Jimenez filed a motion for new trial in which he contended that the trial court’s order was “improper,” and that the trial court had no jurisdiction to sign the divorce decree or to order Jimenez to pay child support retroactively on a decree and order that were neither properly rendered nor signed. After a hearing, the trial court denied Jimenez’s motion for new trial. Discussion
In two issues, Jimenez contends that the trial court had no authority to enter its order confirming child support arrearage because the order was based on a decree of divorce that was neither rendered nor signed by the trial court. Appellant further contends that, because the decree was not signed until May 20, 2003, the trial court granted relief on a judgment that was not final. We address these issues together.

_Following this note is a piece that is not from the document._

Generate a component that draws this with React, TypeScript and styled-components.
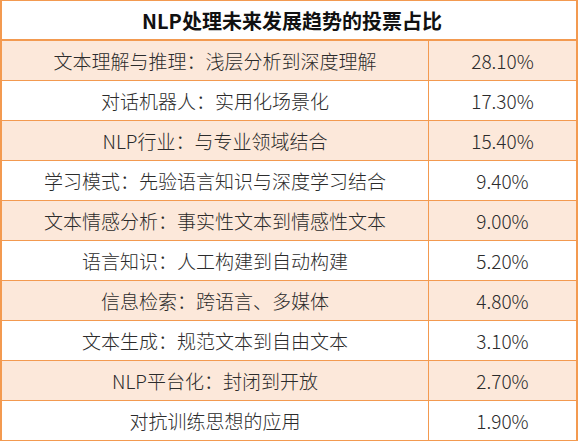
import * as React from 'react'
import styled, { createGlobalStyle } from 'styled-components'

const Color = {
  Line: '#f39a50',
  Peach: '#fce8da',
  Text: '#2b2b2b',
  Title: '#111111'
}

const rows = [
  { label: '文本理解与推理：浅层分析到深度理解', value: '28.10%' },
  { label: '对话机器人：实用化场景化', value: '17.30%' },
  { label: 'NLP行业：与专业领域结合', value: '15.40%' },
  { label: '学习模式：先验语言知识与深度学习结合', value: '9.40%' },
  { label: '文本情感分析：事实性文本到情感性文本', value: '9.00%' },
  { label: '语言知识：人工构建到自动构建', value: '5.20%' },
  { label: '信息检索：跨语言、多媒体', value: '4.80%' },
  { label: '文本生成：规范文本到自由文本', value: '3.10%' },
  { label: 'NLP平台化：封闭到开放', value: '2.70%' },
  { label: '对抗训练思想的应用', value: '1.90%' }
]

const App = () => {
  return (
    <>
      <GlobalStyle />
      <Table>
        <Title>NLP处理未来发展趋势的投票占比</Title>
        {rows.map((row, i) => (
          <Row key={row.label} shaded={i % 2 === 0}>
            <Label>{row.label}</Label>
            <Value>{row.value}</Value>
          </Row>
        ))}
      </Table>
    </>
  )
}

const GlobalStyle = createGlobalStyle`
  html, body {
    margin: 0;
    padding: 0;
    background: #ffffff;
  }
  body {
    font-family: "Noto Sans CJK SC", "Noto Sans", sans-serif;
  }
`

const Table = styled.div`
  width: 578px;
  box-sizing: border-box;
  border-top: 1px solid ${Color.Line};
  border-left: 2px solid ${Color.Line};
  border-right: 2px solid ${Color.Line};
`

const Title = styled.div`
  height: 38px;
  border-bottom: 2px solid ${Color.Line};
  display: flex;
  align-items: center;
  justify-content: center;
  font-size: 20px;
  font-weight: 700;
  color: ${Color.Title};
  padding-left: 6px;
`

const Row = styled.div<{ shaded: boolean }>`
  display: grid;
  grid-template-columns: 427px 1fr;
  height: 39px;
  border-bottom: 1px solid ${Color.Line};
  background: ${(p) => (p.shaded ? Color.Peach : '#ffffff')};
`

const Cell = styled.div`
  display: flex;
  align-items: center;
  justify-content: center;
  font-size: 19px;
  font-weight: 300;
  color: ${Color.Text};
  white-space: nowrap;
`

const Label = styled(Cell)`
  border-right: 1px solid ${Color.Line};
`

const Value = styled(Cell)``

export default App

A judgment is void only when it is clear that the court rendering the judgment had no jurisdiction over the parties or subject matter, no jurisdiction to render judgment, or no capacity to act as a court. State ex rel. Latty v. Owens, 907 S.W.2d 484, 485 (Tex. 1995).
The court in which suit is first filed acquires dominant jurisdiction over the controversey to the exclusion of coordinate courts. Bailey v. Cherokee County Appraisal Dist., 862 S.W.2d 581, 586 (Tex. 1993); Curtis v. Gibbs, 511 S.W.2d 263, 267 (Tex. 1974); V.D. Anderson Co. v. Young, 101 S.W.2d 798, 800 (Tex. 1937); Cleveland v. Ward, 285 S.W. 1063, 1070 (Tex. 1926). Moreover, in a divorce action that includes a SAPCR (suit affecting the parent-child relationship), the trial court acquires and retains continuing, exclusive jurisdiction over matters related to the suit even after the court has rendered a final order. Tex. Fam. Code Ann. §§ 155.001, 155.002, 155.003 (Vernon 2002); Chalu v. Shamala, 125 S.W.3d 737, 738 (Tex. App.—Houston [1st Dist.] 2003, no pet.); Daniels v. Daniels, 45 S.W.3d 278, 282 (Tex. App.—Corpus Christi 2001, no pet.); see also Tex. Fam. Code Ann. § 101.032(a) (Vernon 2002) (defining “suit affecting the parent-child relationship”). In a SAPCR, the trial court in subsequent proceedings has jurisdiction to modify its order upon the filing of a proper motion. Tex. Fam. Code Ann. §§ 155.003, 156.001, 156.004 (Vernon 2002); Daniels, 45 S.W.3d at 282; see also Trader v. Dear, 565 S.W.2d 233, 235 (Tex. 1978) (stating, “[T]he court of continuing jurisdiction is the one that has the exclusive power to reexamine its prior order which evaluated the best interest of the child”).
Rendition occurs when the trial court officially announces its decision (1) in open court in a manner that objectively reflects its intention to render or (2) by written memorandum filed with the clerk. S & A Restaurant Corp. v. Leal, 892 S.W.2d 855, 857 (Tex. 1995). Because rendition did not occur previously, the official procedural step of rendition took place when the trial judge signed the decree and filed it with the clerk of the trial court on May 20, 2003. See Burns v. Bishop, 48 S.W.3d 459, 465 (Tex. App.—Houston [14th Dist.] 2001, no pet.).
Nothing in the record before us demonstrates that the trial court had no jurisdiction over the parties, no jurisdiction over the subject matter, no jurisdiction to render judgment, and no capacity to act as a court when it signed the divorce decree on May 20, 2003. Rather, the record shows that the trial court acquired dominant jurisdiction on February 26, 1988, e.g., Bailey, 862 S.W.2d at 586, which continued until May 20, 2003, when the trial court acquired continuing and exclusive jurisdiction pursuant to Family Code § 155.001(a).
It is undisputed that the record contains the original petition for divorce, which was filed with the trial court on February 26, 1988, thereby establishing dominant jurisdiction in the trial court. See Bailey, 862 S.W.2d at 586.
The undisputed record further shows that the Attorney General filed a proper motion for enforcement of child support order and thereby requested the trial court to exercise its dominant jurisdiction by entering an order regarding support of the child. See Tex. Fam. Code Ann. §§ 155.003, 156.001, 156.004; Daniels, 45 S.W.3d at 282. The record also contains a judgment, rendered in the form of a written decree of divorce, that was signed by the trial court and filed with the clerk of the court. See Burns, 48 S.W.3d at 465. Although the trial court signed the agreed decree of divorce 13 years after both parties signed it, the order confirming child support arrearage was properly entered subsequently and pursuant to the valid, rendered decree of divorce.
Appellant further contends that the divorce decree is of no effect because a docket entry notes that the matter had been “dismissed for want of prosecution” on October 22, 1992. A docket entry, however, does not constitute a written order. Smith v. McCorkle, 895 S.W.2d 692, 692 (Tex. 1995).
Conclusion
We conclude that the judgment in this case is not void. We affirm the judgment of the trial court.
Elsa Alcala
Justice
Panel consists of Justices Taft, Alcala, and Higley.